If you're data is sensitive and critical to your organization, then trusting a third party to keep the integrity of that data becomes an issue (backups, availability, etc). The issues are very similar to other internet applications (email, web servers, etc). Do you trust a third party or do you maintain your own? The answer to that question would indicate whether you go to a complete 3rd party solution with no guarantees, but for free (i.e. Google Docs), or some organizational based platform that does the same thing (i.e.,the sucky Sharepoint*), or something in the middle (i.e., a fee based 3rd party service with real SLAs).

*I think the concept of Sharepoint is good, I just think its implementation sucks.
posted by forforf at 6:31 AM on November 20, 2009

I'm an IT consultant and I've worked in a few Fortune 500 companies, and earlier in my career I did tech support.

Here is my thinking regarding cloud computing, based on my general knowledge of the industry and how people respond to technology.

First, the technology really isn't new - things like Microsoft Terminal services, and Citrix have been doing things similar to cloud computing for years and while those aren't exactly comparable the way its delivered and will appear to the users really isn't much different. I suspect if the technology was really that good, it would have been deployed a long time ago. Sharepoint for example can be a good technology, but I've only been in one organization that really knew even how to install it properly.

Virtually nothing I say here is going to apply to home computer users, or a small-office -- deploying a few instances of nearly anything (and on the scale I am talking about 200 users is small) is always easier than it is on the large scale.

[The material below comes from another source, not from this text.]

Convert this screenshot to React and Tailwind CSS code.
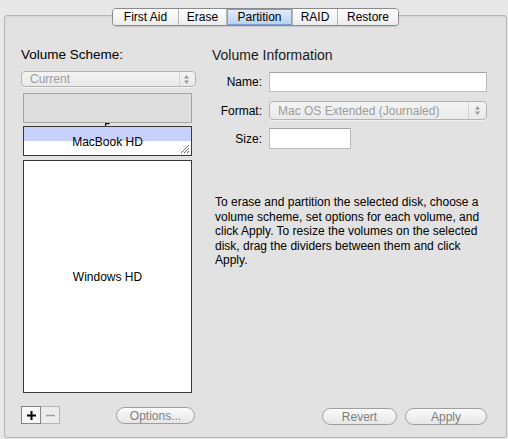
import React from "react";

const font = "font-['Liberation_Sans',Arial,sans-serif]";

function Stepper() {
  return (
    <svg width="7" height="11" viewBox="0 0 7 11" className="block">
      <path d="M3.5 1 L6 4.5 L1 4.5 Z" fill="#9a9a9a" />
      <path d="M3.5 10 L6 6.5 L1 6.5 Z" fill="#9a9a9a" />
    </svg>
  );
}

function Select({ label, className, sepRight }) {
  return (
    <div
      className={`relative flex items-center rounded-[4px] border border-[#b3b3b3] bg-[linear-gradient(to_bottom,#f4f4f4,#e9e9e9)] shadow-[0_1px_0_rgba(255,255,255,0.6)] ${className}`}
    >
      <span className="pl-[8px] text-[12px] leading-none text-[#9c9c9c]">{label}</span>
      <div className="ml-auto flex h-full items-center">
        <div className="h-full w-px bg-[#d2d2d2]" style={{ marginRight: sepRight }} />
        <Stepper />
        <div className="w-[5px]" />
      </div>
    </div>
  );
}

function Pill({ children, className }) {
  return (
    <div
      className={`flex h-[17px] items-center justify-center rounded-full border border-[#9e9e9e] bg-[linear-gradient(to_bottom,#fbfbfb,#e6e6e6)] text-[12px] leading-none text-[#7f7f7f] ${className}`}
    >
      {children}
    </div>
  );
}

function Tab({ children, w, selected, last }) {
  return (
    <div
      className={`flex h-full items-center justify-center text-[12px] leading-none text-black ${
        last ? "" : "border-r border-[#b8b8b8]"
      } ${
        selected
          ? "bg-[linear-gradient(to_bottom,#e4eefc,#b5d0f3)] shadow-[inset_0_0_0_1px_#7d9fd3]"
          : "bg-[linear-gradient(to_bottom,#ffffff,#ececec)]"
      }`}
      style={{ width: w }}
    >
      {children}
    </div>
  );
}

function Grip() {
  return (
    <svg width="11" height="11" viewBox="0 0 11 11" className="absolute bottom-[1px] right-[1px]">
      <path d="M10 2 L2 10 M10 5 L5 10 M10 8 L8 10" stroke="#555" strokeWidth="0.9" />
      <path d="M10.6 2.6 L2.6 10.6 M10.6 5.6 L5.6 10.6" stroke="#fff" strokeWidth="0.6" />
    </svg>
  );
}

export default function App() {
  return (
    <div className={`relative h-[439px] w-[508px] overflow-hidden bg-[#e8e8e8] ${font}`}>
      {/* Panel */}
      <div className="ml-[4px] mt-[15px] flex h-[423px] w-[503px] rounded-[3px] border border-[#b6b6b6] bg-[#e2e2e2] shadow-[inset_0_1px_1px_rgba(0,0,0,0.06)]">
        {/* Left column */}
        <div className="ml-[16px] flex w-[175px] flex-col">
          <div className="mt-[31px] h-[16px] text-[13.5px] leading-[16px] text-black">Volume Scheme:</div>
          <Select label="Current" className="mt-[8px] h-[16px] w-[175px]" sepRight="3px" />
          <div className="ml-[2px] mt-[6px] h-[30px] w-[169px] border border-[#a5a5a5] bg-[#dedede]" />
          <div className="relative ml-[2px] h-[3px] w-[169px]">
            <svg width="5" height="3" viewBox="0 0 5 3" className="absolute left-[82px] top-0">
              <path d="M0.5 3 L0.5 0.6 L4.5 0.6" stroke="#111" strokeWidth="1.2" fill="none" />
            </svg>
          </div>
          <div className="relative ml-[2px] flex h-[30px] w-[169px] items-center justify-center border border-[#3a3a3a] bg-[linear-gradient(to_bottom,#c8d0fd_50%,#ffffff_50%)] text-[12px] leading-none text-black">
            <span className="translate-y-[1px]">MacBook HD</span>
            <Grip />
          </div>
          <div className="ml-[2px] mt-[4px] flex h-[233px] w-[169px] items-center justify-center border border-[#3a3a3a] bg-white text-[12px] leading-none text-black">
            Windows HD
          </div>
          <div className="mt-[13px] flex items-start">
            <div className="flex h-[18px] w-[20px] items-center justify-center border border-[#858585] bg-[#f8f8f8]">
              <svg width="9" height="9" viewBox="0 0 9 9">
                <path d="M4.5 0 V9 M0 4.5 H9" stroke="#000" strokeWidth="2" />
              </svg>
            </div>
            <div className="flex h-[18px] w-[19px] items-center justify-center border border-l-0 border-[#b5b5b5] bg-[#ececec]">
              <svg width="9" height="9" viewBox="0 0 9 9">
                <path d="M0 4.5 H9" stroke="#a0a0a0" strokeWidth="1.6" />
              </svg>
            </div>
            <Pill className="ml-[56px] mt-[1px] w-[79px]">Options...</Pill>
          </div>
        </div>

        {/* Right column */}
        <div className="ml-[16px] flex w-[275px] flex-col">
          <div className="mt-[31px] h-[16px] text-[14px] leading-[16px] text-[#1a1a1a]">Volume Information</div>
          <div className="mt-[9px] flex h-[20px] items-center">
            <div className="w-[50px] text-right text-[12px] leading-none text-black">Name:</div>
            <div className="ml-[7px] h-[20px] w-[218px] border border-[#bdbdbd] border-t-[#a3a3a3] bg-white" />
          </div>
          <div className="mt-[9px] flex h-[19px] items-center">
            <div className="w-[50px] text-right text-[12px] leading-none text-black">Format:</div>
            <Select label="Mac OS Extended (Journaled)" className="ml-[7px] h-[19px] w-[218px]" sepRight="5px" />
          </div>
          <div className="mt-[8px] flex h-[21px] items-center">
            <div className="w-[50px] text-right text-[12px] leading-none text-black">Size:</div>
            <div className="ml-[7px] h-[21px] w-[82px] border border-[#bdbdbd] border-t-[#a3a3a3] bg-white" />
          </div>
          <p className="ml-[3px] mt-[46px] w-[272px] text-[12px] leading-[14.5px] text-black">
            To erase and partition the selected disk, choose a volume scheme, set options for each volume, and click
            Apply. To resize the volumes on the selected disk, drag the dividers between them and click Apply.
          </p>
          <div className="mb-[12px] mt-auto flex">
            <Pill className="ml-[110px] w-[76px]">Revert</Pill>
            <Pill className="ml-[8px] w-[83px]">Apply</Pill>
          </div>
        </div>
      </div>

      {/* Tab bar overlapping panel top */}
      <div className="absolute left-[112px] top-[8px] flex h-[18px] w-[287px] overflow-hidden rounded-[4px] border border-[#8a8a8a] shadow-[0_1px_1px_rgba(0,0,0,0.12)]">
        <Tab w="66px">First Aid</Tab>
        <Tab w="48px">Erase</Tab>
        <Tab w="66px" selected>Partition</Tab>
        <Tab w="45px">RAID</Tab>
        <Tab w="60px" last>Restore</Tab>
      </div>
    </div>
  );
}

Here is why I think cloud computing may not get much traction:

I saw user bases who were really reluctant to use the remote-delivered apps because they felt performance was bad. First, load-balancing was problem - it was always a problem when at 9AM everyone on the west coast would be checking their email (and its first thing in the morning, its fairly natural that everyone would be checking their email).. So an organization either needs to have the resources to accomodate peak times and deploy a bunch of technology which will be under-utilized most of the time - both servers and bandwidth or take a performance hit. Deployed on a big enough scale this may not be a problem (say if everyone uses google docs). Consider this a hidden cost.

Second - remote-delivered apps also make your network/Internet connection a single point of failure. Networks are pretty reliable but not 100%. Locally your network provider may have something approaching 100% uptime but understand this is not the case across North America and certainly isn't the case in most of Asia and Africa. Losing network connectivity may cause a productivity hit to any network site, but if you have a PC/locally installed apps you are usually capable of some work.

Third - a lot of hobbyists and futurists overestimate the amount of computer skills and willingness to make changes in the general population.

I'd say maybe 10% of computer users are very good, they understand basic functionality of apps, networks and databases - can understand where problems take place, and how computer systems work and have no problems adapting to something new. The second group is probably 70% of people - they undertand apps they use a lot very well, but face a learning curve when something new is put in front of them; these people figure stuff out but it takes some time. Another 10% know only how to do the functions they use on a regular basis (usually by memorization), and anything you change on the system (changing an icon even) will throw them into turmoil which will take a signficant amount of time to resolve. These users panic when their systems receive notification that their systems are being patched overnight and any major change virtually shuts them down and puts a huge load on technical support. The other 10% of people are the ones who try to avoid using computer - these are usually corporate board members/senior managers who think of IT as overhead or something their admin does for them and don't like to spend any money on it; they resist virtually any IT expense and they are usually decision makers. Remember those ratios, because virtually no company would want to take even a 5% hit to productivity. Any change to new systems has to be almost seamless.

Fourth, the legal system really hasn't caught up to even existing technology. Consider that we don't have uniform privacy laws or consistent standards around what data can be stored or for how long - the further we spread out this computing the more complicated maintenance of legal standards/syetm compliance becomes. That will still be a patchwork.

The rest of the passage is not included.